From Table 11 and Table 9, it is understood that Meghalaya trades only on live pigs in the terminal market due to the lack of a slaughtering facility and for the lack of proper trading and marketing place. The study site was selected purposefully as pig density, per capita pork consumption and pig trades are highest in Nagaland
(Singh et al., 2021). Nagaland deals both in retail cut and live pig but local traders did not get the opportunity to collect the stock from the village they had to get it from neighbouring states. Assam on the other hand applied the highest mix of trading pathways so the average income of traders goes higher.
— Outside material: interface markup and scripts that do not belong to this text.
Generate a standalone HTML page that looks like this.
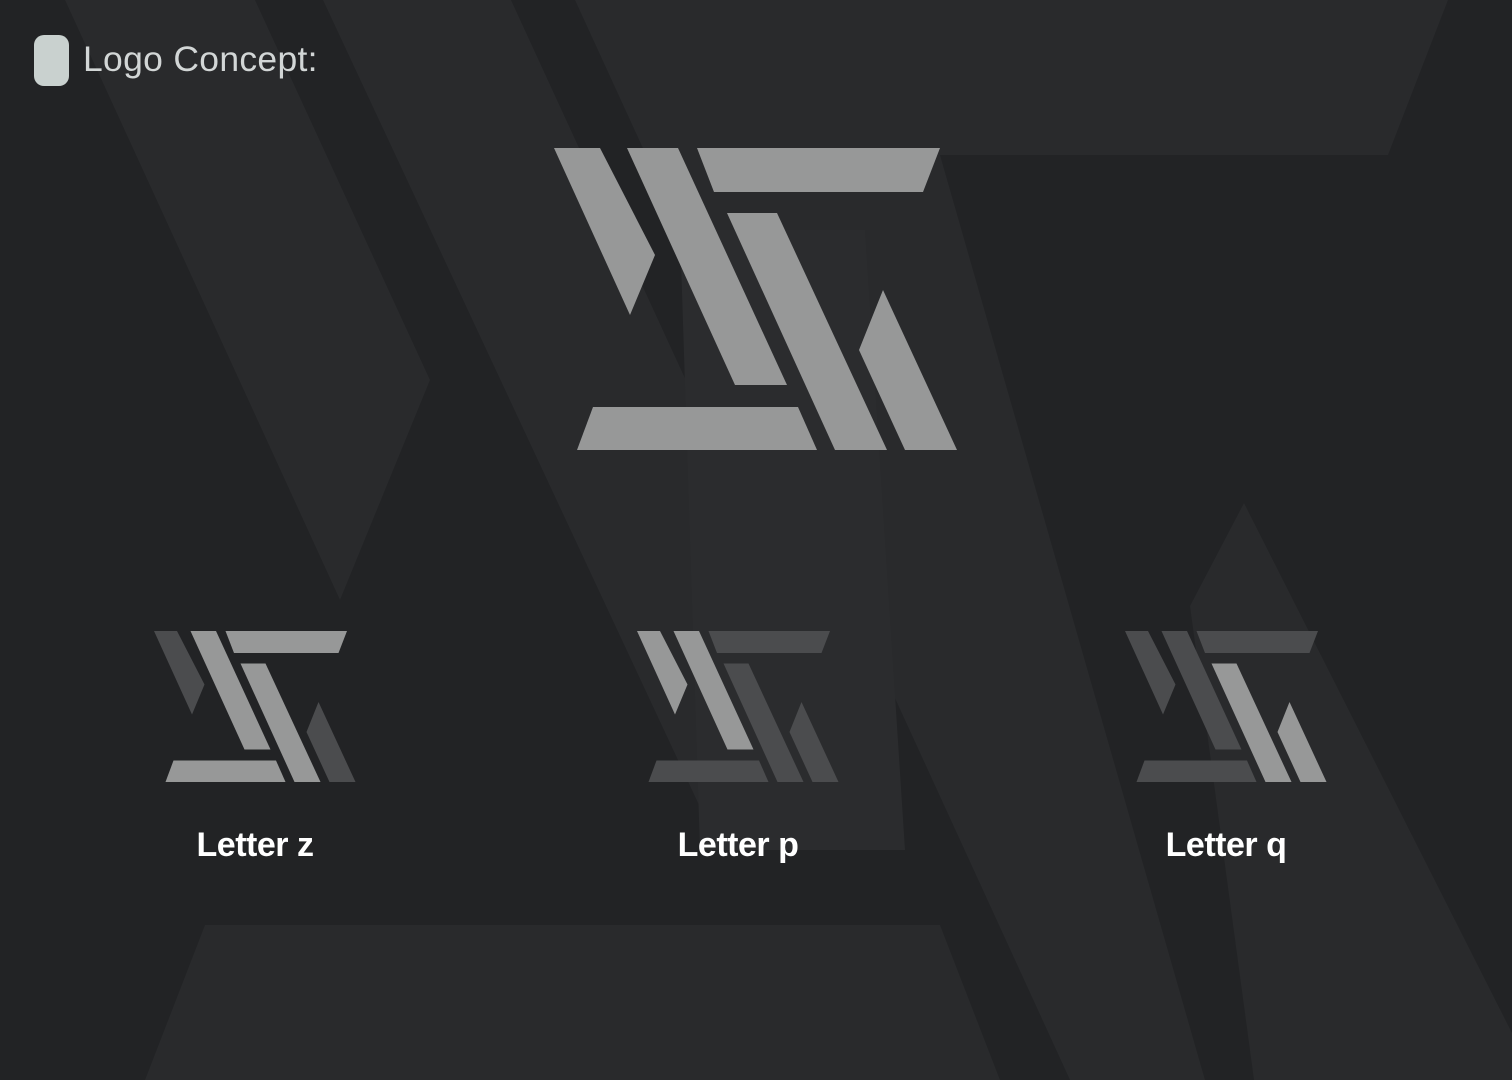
<!DOCTYPE html>
<html><head><meta charset="utf-8"><style>
html,body{margin:0;padding:0;}
body{width:1512px;height:1080px;background:#222325;position:relative;overflow:hidden;font-family:"Liberation Sans",sans-serif;}
svg{position:absolute;left:0;top:0;}
.t{position:absolute;color:#d2d6d6;font-size:35.5px;left:83px;top:39px;letter-spacing:0.3px;}
.ic{position:absolute;left:34px;top:35px;width:35px;height:51px;background:#c9d1cf;border-radius:10px;}
.l{position:absolute;color:#fff;font-weight:bold;font-size:34px;top:826px;width:300px;text-align:center;letter-spacing:-0.5px;}
</style></head><body>
<svg width="1512" height="1080" viewBox="0 0 1512 1080">
<g fill="#292a2c">
<polygon points="65,0 255,0 430,380 340,600"/>
<polygon points="323,0 511,0 902,850 720,850"/>
<polygon points="575,0 1448,0 1388,155 940,155 1205,1080 1070,1080"/>
<polygon points="1244,503 1512,1033 1512,1080 1254,1080 1190,606"/>
<polygon points="205,925 940,925 1000,1080 145,1080"/>
</g>
<polygon fill="#2b2c2e" points="680,230 865,230 905,850 700,850"/>
<g fill="#979898">
<polygon points="554,148 600,148 655,255 630,315"/>
<polygon points="627,148 678,148 787,385 735,385"/>
<polygon points="697,148 940,148 923,192 714,192"/>
<polygon points="727,213 777,213 887,450 835,450"/>
<polygon points="883,290 957,450 905,450 859,350"/>
<polygon points="593,407 798,407 817,450 577,450"/>
</g>
<g transform="translate(154,631) scale(0.5) translate(-554,-148)">
<polygon fill="#4b4c4e" points="554,148 600,148 655,255 630,315"/>
<polygon fill="#979898" points="627,148 678,148 787,385 735,385"/>
<polygon fill="#979898" points="697,148 940,148 923,192 714,192"/>
<polygon fill="#979898" points="727,213 777,213 887,450 835,450"/>
<polygon fill="#4b4c4e" points="883,290 957,450 905,450 859,350"/>
<polygon fill="#979898" points="593,407 798,407 817,450 577,450"/>
</g>
<g transform="translate(637,631) scale(0.5) translate(-554,-148)">
<polygon fill="#979898" points="554,148 600,148 655,255 630,315"/>
<polygon fill="#979898" points="627,148 678,148 787,385 735,385"/>
<polygon fill="#4b4c4e" points="697,148 940,148 923,192 714,192"/>
<polygon fill="#4b4c4e" points="727,213 777,213 887,450 835,450"/>
<polygon fill="#4b4c4e" points="883,290 957,450 905,450 859,350"/>
<polygon fill="#4b4c4e" points="593,407 798,407 817,450 577,450"/>
</g>
<g transform="translate(1125,631) scale(0.5) translate(-554,-148)">
<polygon fill="#4b4c4e" points="554,148 600,148 655,255 630,315"/>
<polygon fill="#4b4c4e" points="627,148 678,148 787,385 735,385"/>
<polygon fill="#4b4c4e" points="697,148 940,148 923,192 714,192"/>
<polygon fill="#979898" points="727,213 777,213 887,450 835,450"/>
<polygon fill="#979898" points="883,290 957,450 905,450 859,350"/>
<polygon fill="#4b4c4e" points="593,407 798,407 817,450 577,450"/>
</g>
</svg>
<div class="ic"></div>
<div class="t">Logo Concept:</div>
<div class="l" style="left:105px">Letter z</div>
<div class="l" style="left:588px">Letter p</div>
<div class="l" style="left:1076px">Letter q</div>
</body></html>
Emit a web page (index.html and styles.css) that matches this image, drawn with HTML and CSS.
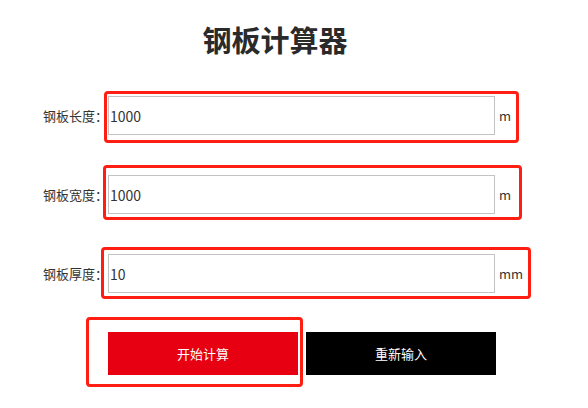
FILE: index.html
```html
<!DOCTYPE html>
<html lang="zh">
<head>
<meta charset="utf-8">
<title>钢板计算器</title>
<link rel="stylesheet" href="styles.css">
</head>
<body>
<div class="page">
  <h1 class="title">钢板计算器</h1>
  <div class="form">
    <div class="row">
      <label class="label">钢板长度：</label>
      <input class="field" type="text" value="1000">
      <span class="unit">m</span>
    </div>
    <div class="row">
      <label class="label">钢板宽度：</label>
      <input class="field" type="text" value="1000">
      <span class="unit">m</span>
    </div>
    <div class="row">
      <label class="label">钢板厚度：</label>
      <input class="field" type="text" value="10">
      <span class="unit">mm</span>
    </div>
    <div class="actions">
      <button class="btn btn-calc" type="button">开始计算</button>
      <button class="btn btn-reset" type="button">重新输入</button>
    </div>
  </div>
  <div class="mark mark-1"></div>
  <div class="mark mark-2"></div>
  <div class="mark mark-3"></div>
  <div class="mark mark-4"></div>
</div>
</body>
</html>
```
FILE: styles.css
```css
html, body {
  margin: 0;
  padding: 0;
  background: #fff;
}
.page {
  position: relative;
  width: 588px;
  height: 408px;
  font-family: "Noto Sans CJK SC", "Noto Sans", sans-serif;
  color: #333;
}
.title {
  margin: 0;
  padding-top: 19px;
  width: 550px;
  height: 40px;
  line-height: 40px;
  text-align: center;
  font-size: 29px;
  font-weight: bold;
  color: #2a2a2a;
}
.form {
  padding-top: 37px;
}
.row {
  display: flex;
  align-items: center;
  height: 39px;
  margin-bottom: 40px;
}
.label {
  width: 108px;
  text-align: right;
  font-size: 13px;
  color: #333;
}
.field {
  box-sizing: border-box;
  width: 387px;
  height: 39px;
  margin: 0;
  padding: 0 1px;
  border: 1px solid #c3c3c3;
  font-family: "Noto Sans CJK SC", "Noto Sans", sans-serif;
  font-size: 14px;
  color: #333;
  outline: none;
}
.unit {
  margin-left: 4px;
  font-size: 13px;
  color: #333;
}
.actions {
  display: flex;
  gap: 8px;
  padding-left: 108px;
  margin-top: -1px;
}
.btn {
  width: 190px;
  height: 43px;
  border: none;
  margin: 0;
  font-family: "Noto Sans CJK SC", sans-serif;
  font-size: 13px;
  color: #fff;
}
.btn-calc {
  background: #e60012;
}
.btn-reset {
  background: #000;
}
.mark {
  position: absolute;
  box-sizing: border-box;
  border: 3px solid #ff1e12;
  border-radius: 4px;
}
.mark-1 { left: 104px; top: 91px; width: 415px; height: 52px; }
.mark-2 { left: 103px; top: 165px; width: 419px; height: 55px; }
.mark-3 { left: 101px; top: 247px; width: 430px; height: 52px; }
.mark-4 { left: 86px; top: 317px; width: 217px; height: 70px; }
```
The absence of a scientific weighing machine or minimal quality control measures is keeping the entire business highly vulnerable. Literature at various levels has proved that in North East region the pig is not only preferred for rearing but also it is highly consumed. But for the limited importance given to efficient trading methods the swine business is gradually losing its market and it is further getting dependent on animals coming from other states and countries. It creates a dual negative effect. This increases the risk of spread of sickness and makes it costlier too among the consumers.